Profile

French typographer Pierre di Sciullo likes to woe with big, bold letters – preferably created in 3D and incorporated into the very architecture itself. Natasha Edwards learns more about some of his latest grand schemes


For someone who works with text, Pierre di Sciullo thinks big. While he continues to design typefaces, book jackets and exhibitions, the past year has seen the French graphic artist design a facade for the Musée Champollion, a four-storey-high sheet of glass and copper inscribed with 1000 characters from different alphabet systems; signage for the new Nice tramway, a three-dimensional ‘T’ logo that appears hollow from face on, and reads as a solid from the side; and a poster-sticking action for Paris’s Nuit Blanche arts all-nighter. Here, text – far from being intimate, abstract and two-dimensional – becomes something physical and sculptural. Yet along with this new public presence, there is still something militant about di Sciullo’s work, implying a social activism (he refuses to work in advertising or for luxury goods) from a designer who emerged from the 1980s graphic underground.

After dropping out of art school after only a few weeks, di Sciullo discovered graphic design by way of strip cartoons after realising that he was more interested in graphic experimentation than narrative. The move into typography came through the ‘gravezine’ movement – a genre of fanzine created by graphic artists – when he created his publication Qui? Résiste (also the name of his website). ‘The gravezine milieu was very diverse,’ says di Sciullo. ‘What it had in common was a desire for a confrontation between text and images. My desire was to develop the text side; most of the gravezines were more centred on the visual aspect.’

A sort of laboratory for his ideas – he has produced just 11 issues in 24 years – the turning point came with No 8, consisting almost entirely of typefaces he had designed in an exploration of language, legibility and the unreadable (along with trying to simplify writing, at times he also likes to complicate it). Winning the Charles Nypels Prize in the Netherlands in 1995 brought new visibility in France and abroad, and whereas once he had had to hide his work on Qui? Résiste, people now began commissioning him because of it.

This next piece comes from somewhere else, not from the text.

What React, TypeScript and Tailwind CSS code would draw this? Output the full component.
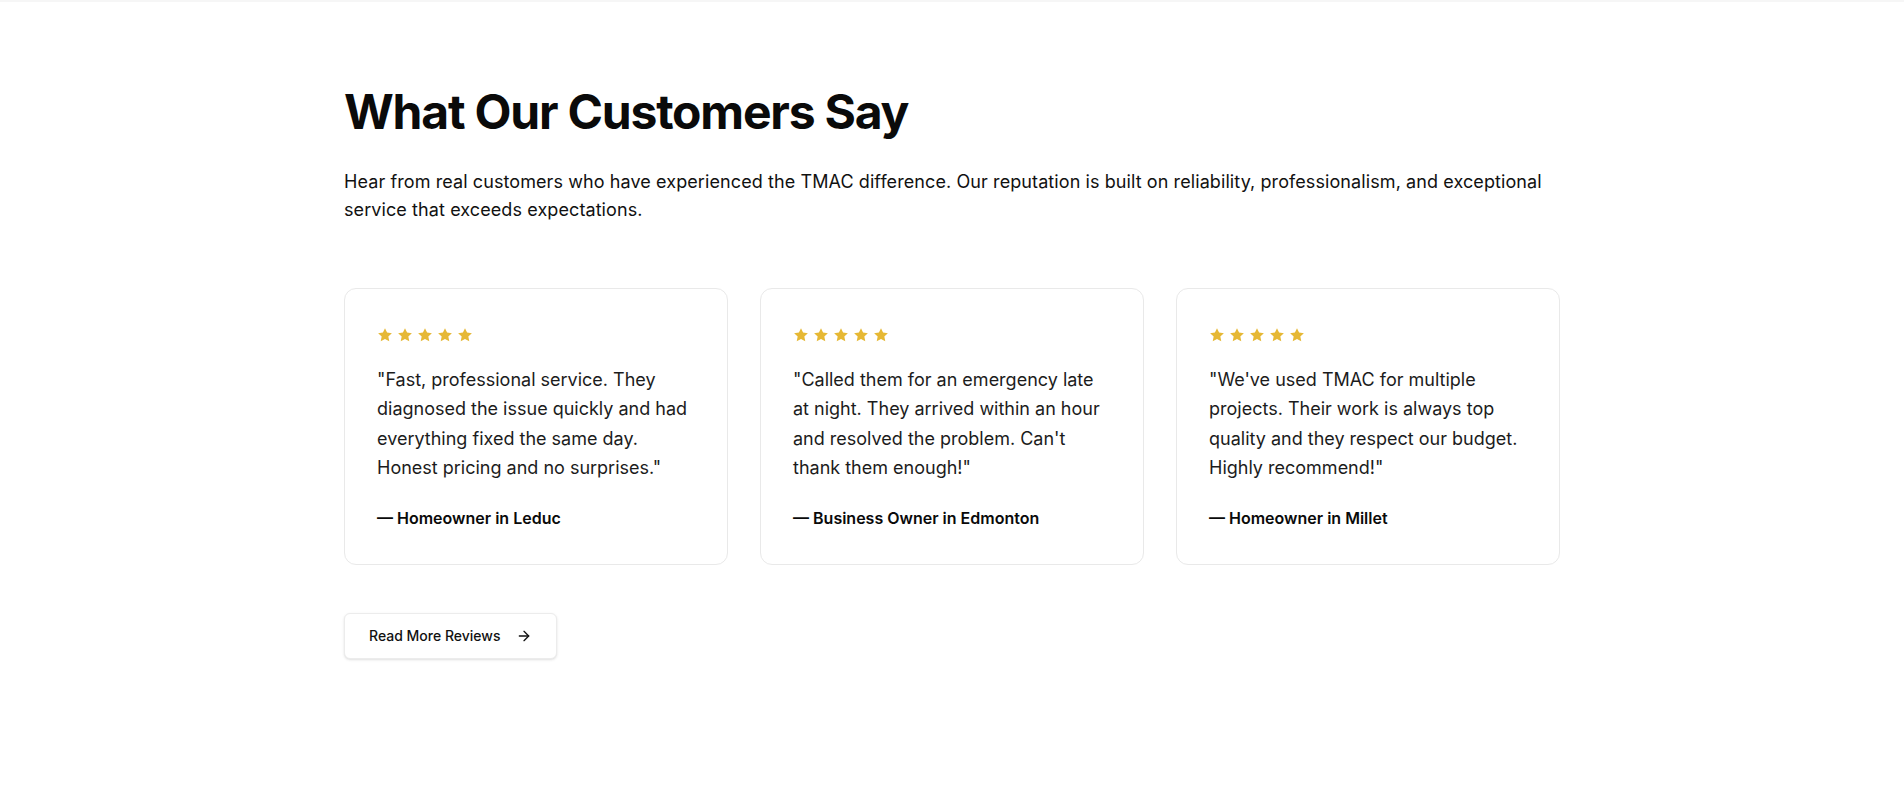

The move into three dimensions came from a desire to take letters out into the street. ‘I didn’t want to be seen as an old man with a long white beard, still producing his 500th issue of Qui? Résiste. I also wanted to work in space,’ he says. An initial experience of architecture came with the logo for the Centre National de la Danse in the Paris suburb of Pantin. Rather than using illuminated boxes, di Sciullo cut out sheet metal, playing with shadows and volumes. Inside, he adapted his Constructivist-inspired Minimum font to create letters that, appropriate for the centre’s purpose, dance in space.

In parallel, he has continued to invent typefaces/ Aligourane and Amanar are two fonts created for the Touareg nomads of the Sahara, that di Sciullo has made freely downloadable on the Internet so that this ancient written language has access to new media. And there is Kouije, a typeface that takes into account the way French is spelled and spoken, with a system of ligatures, varying heights and strokes – thin for silent letters, tall for stress – which he is using for new signage and a logo for the Forum des Images, a film archive in Paris, as a way of acknowledging that sounds and words are linked in cinema.

The project where di Sciullo’s preoccupations converge on a monumental scale is the Musée Champollion in Figeac, birthplace of the Egyptologist who first decrypted hieroglyphics. Including work by architect Moatti & Rivière and scenographer Pascal Payeur, di Sciullo’s Moucharabiya Polyglot is a display of 1000 symbols, collected from hieroglyphs, Chinese, Arabic, Dogon, Hebrew and runes to modern typefaces. These are cut into a gleaming copper sheet, visible through openings in the medieval stone facade, which casts reflections into the museum. ‘The pictographic are side-by-side with the alphabetic, the enigmatic and the magic, the sacred and the profane. Their conjunction forms a sign of the passion for writing that expresses the role of the museum,’ he says.

Also underway is a crèche, infant and junior school complex at Issy-les-Moulineaux where word games and jokes make letters part of the environment for children learning to read. And next month sees him return to strip cartoons with his participation in the collective film Peur du Noir, already screened at Rome Film Festival, and to be released in France in February, where typography’s black and white becomes an abstract graphic exploration of fear of the dark.